As a proponent of the Ol-Chiki script, Shekhar, a follower of the Sarna religion, suggested he might have angered that section of Santhals who write their language in the Roman script, the legacy of a Norwegian Christian missionary. The BJP state government, headed by a non-tribal chief minister, aims to champion the Adivasi cause by endorsing the witch-hunt against Shekhar. It is, at the same time, ramming through an anti-conversion bill that is being bitterly opposed by Christian groups in the region. In this electoral calculus, the rights of a lone writer are easy to discard.
What happens when a community turns against the writer who speaks for and about them? That abandonment is a special wrench when it comes to writers like Shekhar, who are nourished by the deep roots they have struck in their land. And yet, the writer owes his community nothing but the truth, as perceived by his imagination.

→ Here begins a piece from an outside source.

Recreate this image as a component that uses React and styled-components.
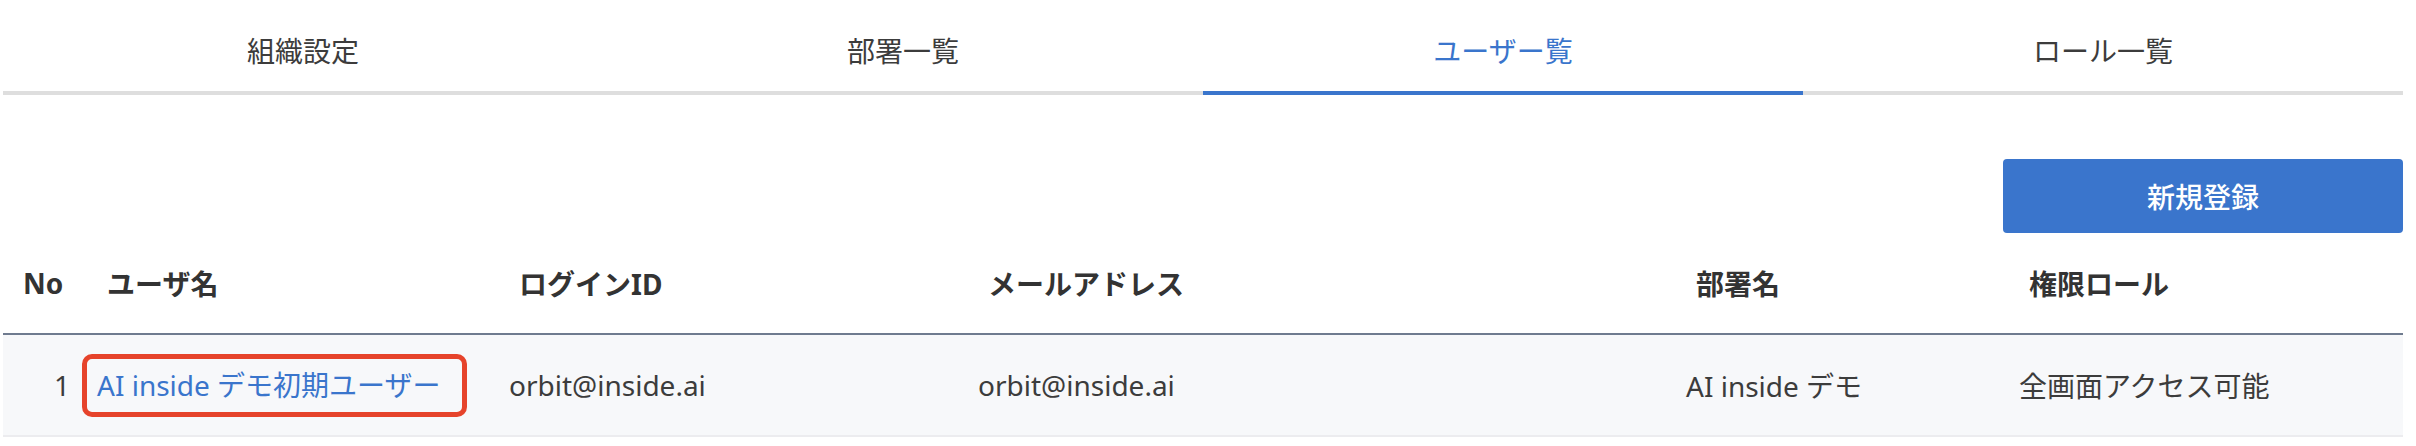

The campaign against Shekhar, which sprouted and took on an ugly, beastly life on Facebook, also shows how easily technology now allows the state and the community to intrude into what was once a relationship between writer and reader. All someone has to do is post a screenshot of a page that “offends him” to rally the mob in a mission of hate. In a more autarkic time, it was possible to retreat into the space opened up by a writer’s imagination, without having to deal with the hectoring voice of the community. Reading, too, was an act of solitary renewal.

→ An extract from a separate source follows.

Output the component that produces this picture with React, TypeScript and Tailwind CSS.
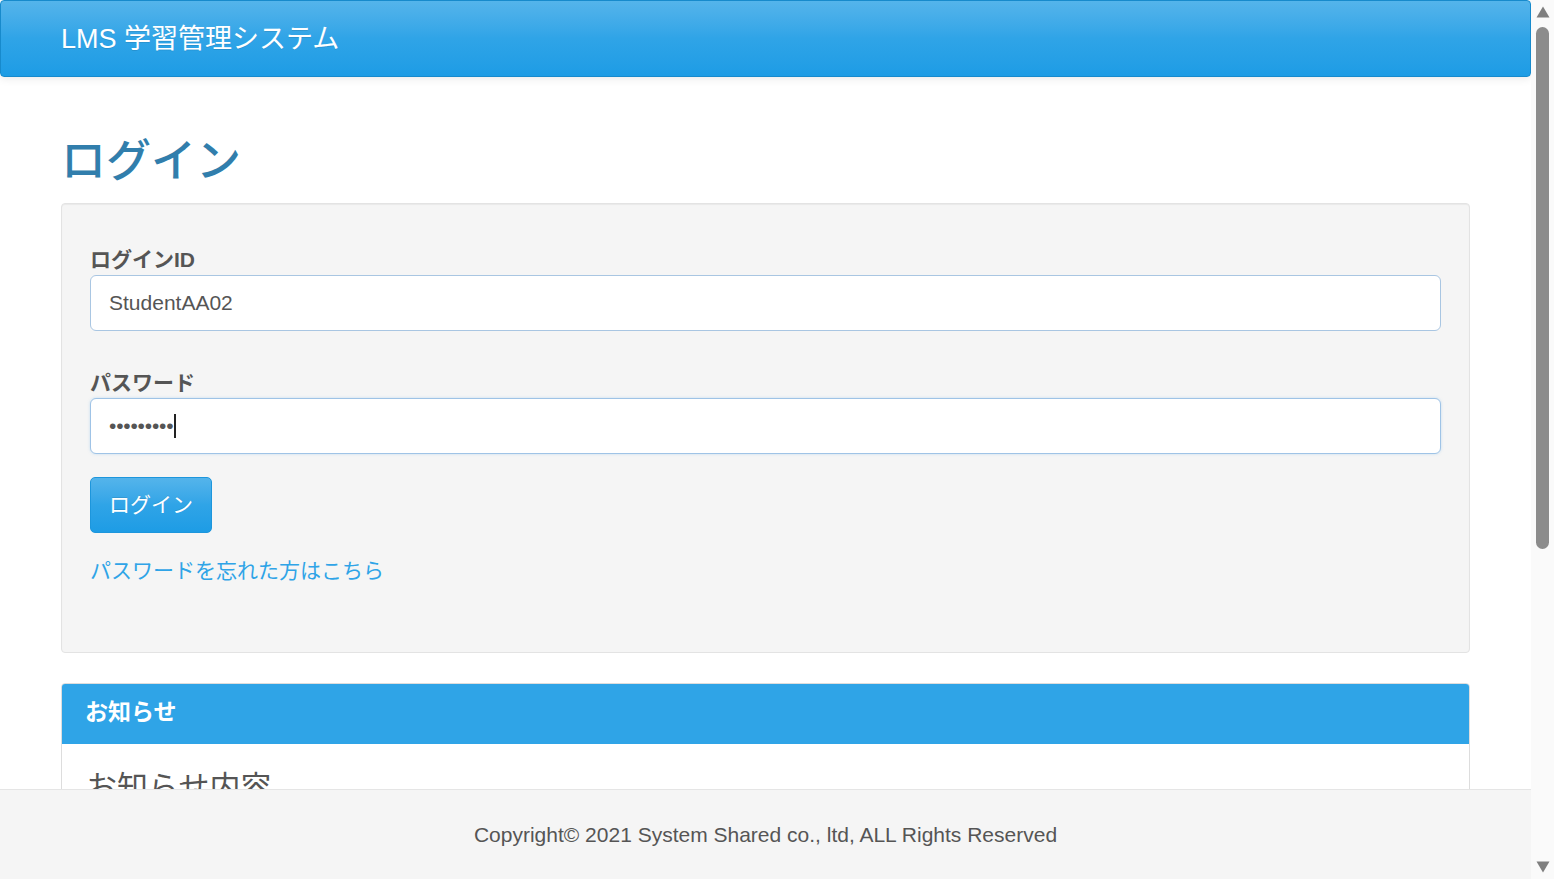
import React from "react";

const font = { fontFamily: '"Liberation Sans", "Noto Sans CJK JP", sans-serif' };

export default function App() {
  return (
    <div className="flex h-[879px] w-[1554px] overflow-hidden bg-white" style={font}>
      <div className="relative flex-1 overflow-hidden">
        {/* Navbar */}
        <header className="flex h-[77px] items-center rounded-[4px] border border-[#178acc] bg-gradient-to-b from-[#54b4eb] via-[#2fa4e7] to-[#1d9ce5] pl-[60px] shadow-[0_1px_10px_rgba(0,0,0,0.1)]">
          <span className="pt-[1px] text-[27px] leading-none text-white [text-shadow:0_1px_0_rgba(0,0,0,0.1)]">
            LMS 学習管理システム
          </span>
        </header>

        <main className="px-[61px]">
          <h2 className="mt-[60px] h-[50px] text-[45px] leading-[50px] font-medium text-[#317eac]">ログイン</h2>

          {/* Well */}
          <div className="mt-[16px] rounded-[4px] border border-[#e3e3e3] bg-[#f5f5f5] px-[28px] pt-[41px] pb-[66px] shadow-[inset_0_1px_1px_rgba(0,0,0,0.05)]">
            <div className="h-[30px] text-[21px] leading-[30px] font-bold text-[#555]">ログインID</div>
            <div className="flex h-[56px] items-center rounded-[6px] border border-[#a9c6e2] bg-white px-[18px] text-[21px] text-[#555]">
              StudentAA02
            </div>

            <div className="mt-[37px] h-[30px] text-[21px] leading-[30px] font-bold text-[#555]">パスワード</div>
            <div className="flex h-[56px] items-center rounded-[6px] border border-[#9fc3e6] bg-white px-[18px] text-[21px] text-[#555] shadow-[0_0_3px_rgba(102,175,233,0.35)]">
              <span className="tracking-[-0.2px]">•••••••••</span>
              <span className="ml-[1px] h-[24px] w-[2px] bg-[#222]" />
            </div>

            <button className="mt-[23px] flex h-[56px] w-[122px] items-center justify-center rounded-[5px] border border-[#1d96dc] bg-gradient-to-b from-[#54b4eb] via-[#2fa4e7] to-[#1d9ce5] text-[21px] text-white [text-shadow:0_-1px_0_rgba(0,0,0,0.1)]">
              ログイン
            </button>

            <a className="mt-[23px] block h-[30px] text-[21px] leading-[30px] text-[#2fa4e7]">パスワードを忘れた方はこちら</a>
          </div>

          {/* Panel */}
          <div className="mt-[30px] overflow-hidden rounded-[4px] border border-[#dddddd] bg-white">
            <div className="flex h-[60px] items-center border-b border-[#2fa4e7] bg-[#2fa4e7] px-[23px] pb-[2px] text-[23px] font-bold text-white">
              お知らせ
            </div>
            <div className="px-[24px] pt-[22px] text-[31px] leading-[44px] text-[#555]">お知らせ内容</div>
            <div className="h-[200px]" />
          </div>
        </main>

        {/* Fixed footer */}
        <footer className="absolute right-0 bottom-0 left-0 flex h-[90px] items-center justify-center border-t border-[#e5e5e5] bg-[#f5f5f5] text-[21px] text-[#555]">
          Copyright© 2021 System Shared co., ltd, ALL Rights Reserved
        </footer>
      </div>

      {/* Scrollbar */}
      <div className="flex w-[23px] flex-col items-center bg-[#fafafa] pt-[6px] pb-[6px]">
        <svg width="14" height="12" viewBox="0 0 14 12" className="shrink-0">
          <path d="M7 0.5 L13.5 11.5 L0.5 11.5 Z" fill="#7f7f7f" />
        </svg>
        <div className="mt-[9px] h-[522px] w-[13px] rounded-full bg-[#8c8c8c]" />
        <div className="flex-1" />
        <svg width="14" height="12" viewBox="0 0 14 12" className="shrink-0">
          <path d="M0.5 0.5 L13.5 0.5 L7 11.5 Z" fill="#7f7f7f" />
        </svg>
      </div>
    </div>
  );
}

Last year, when P. Murugan resurrected the writer Perumal Murugan after a Madras High Court order dismissing a ban on his book, he spoke of the censor that now sits within, testing every word he creates. But he also spoke of the silence and solitude that he hoped would eventually replenish the wellspring of his fiction. “Please do not ask me to speak. Let me be quiet. And write. I shall speak to you through my written words.”
The question remains: Will Hansda Sowvendra Shekhar be allowed to find a way out of his silence?